My humble role in their quest to sink a few beers beside the river earned me a cool two units. For their enterprise, the boys had 23 cans of premium lager between three.
That’s an ample seven each and two to barter for cigarettes or mild sexual favours amongst the girls they spend their every moment trying to impress. Or at least it was like that when I was 17.
Fourteen units. That’s around seven pints per week. The arithmetic of pure boredom. If West Ham, my perennially underachieving football team, ship two goals then I’m liable to sink fourteen units that evening. If they ship two by half-time, I’ll slake fourteen units in the fifteen-minute interval.
I suppose a mea culpa—as unfelt as it may be—is in order.
Supplying booze to underage drinkers (proxy purchasing) is a criminal offence, punishable by an on-the-spot fine of £90 or up to £5,000. Offenders, like your humble narrator, can face three months in jail.
Police can confiscate the illicitly gotten booze. And they do with gleeful abandon. The memory of spending my entire weekly wage—£27.50—on 48 cans of Carlsberg, only for the sociopathic PC Dillon to pour each and every hard-earned can down the drain, still hurts some twenty years on.
Then again, it’s a rite of passage. The penalty in seeing schools of teenaged boys scrolling on their phones—not up to no good—pains me more. Sinking a few Carling and confessing your love for your mates is a crucial landmark in growing up.
Those boys, and your admiration for them, feels indelible. In your head is the conviction that your mates at 17 will never wander nor stray far from the pack. They’ll be your mates at 21 and 37 and beyond. They’ll watch you get married and divorced and their kids will sink cans with your kids someday. They’ll be there until the end when they drop a handful of soil on your coffin. But they won’t. Best mates become awkward strangers.
They think their bond is forged in iron and hops. They don’t yet know that the upward nod of the tribe soon becomes the downward gaze of the mortgage-holder avoiding eye contact in the fresh produce aisle.
And so, I kid myself. That my little act of gratitude—illegal and foolish as it may have been—altered that well-worn path between friend and stranger, at least for a little while.
That unmistakeable triple knock on my front door didn’t happen. Despite my obsessive rumination, no policeman turned up to announce to polite society that I am a degenerate scumbag corroding the moral fibre of the nation’s youth.
They’re teenaged boys, after all. And if they have anything about them, they know that one doesn’t grass on one’s benefactor. Especially not one knighted the goat.
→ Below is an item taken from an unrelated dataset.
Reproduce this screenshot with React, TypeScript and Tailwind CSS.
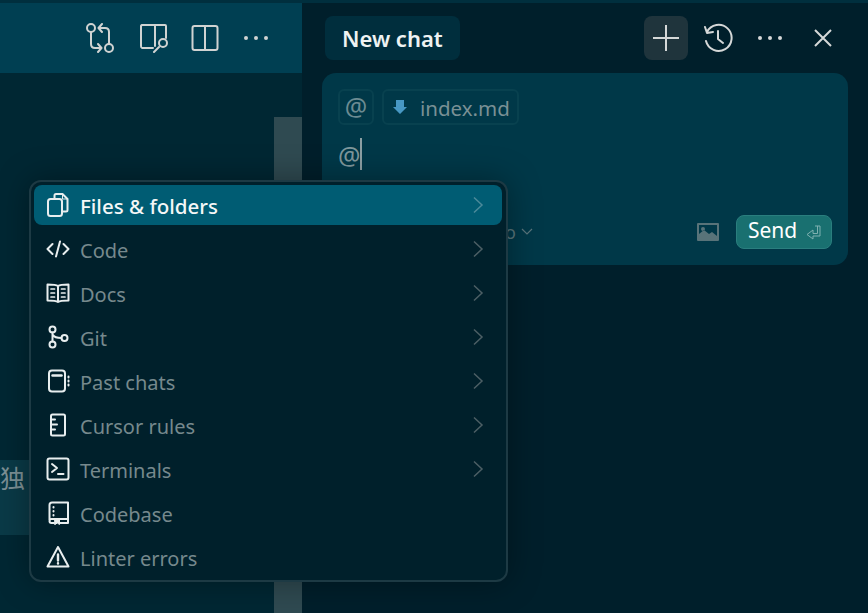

That’s right, I thought. I am the goat. If only for a day or two. They’ll find another good Samaritan willing to score them a slab of Carling. But he’d oblige in minimal fashion. He’d follow their instructions to the letter. He’d return with a slab of Carling—the beer of the woefully unambitious—whereas I dipped into my own pocket if only to elevate their tastes.
If I’m lucky, they’ll learn the two essential lessons of growing up. One: that the real world is vastly more hopeful than the one on their five-inch screens. And two: that life is too short to trade a cold beer today for an eternity in a nursing home tomorrow.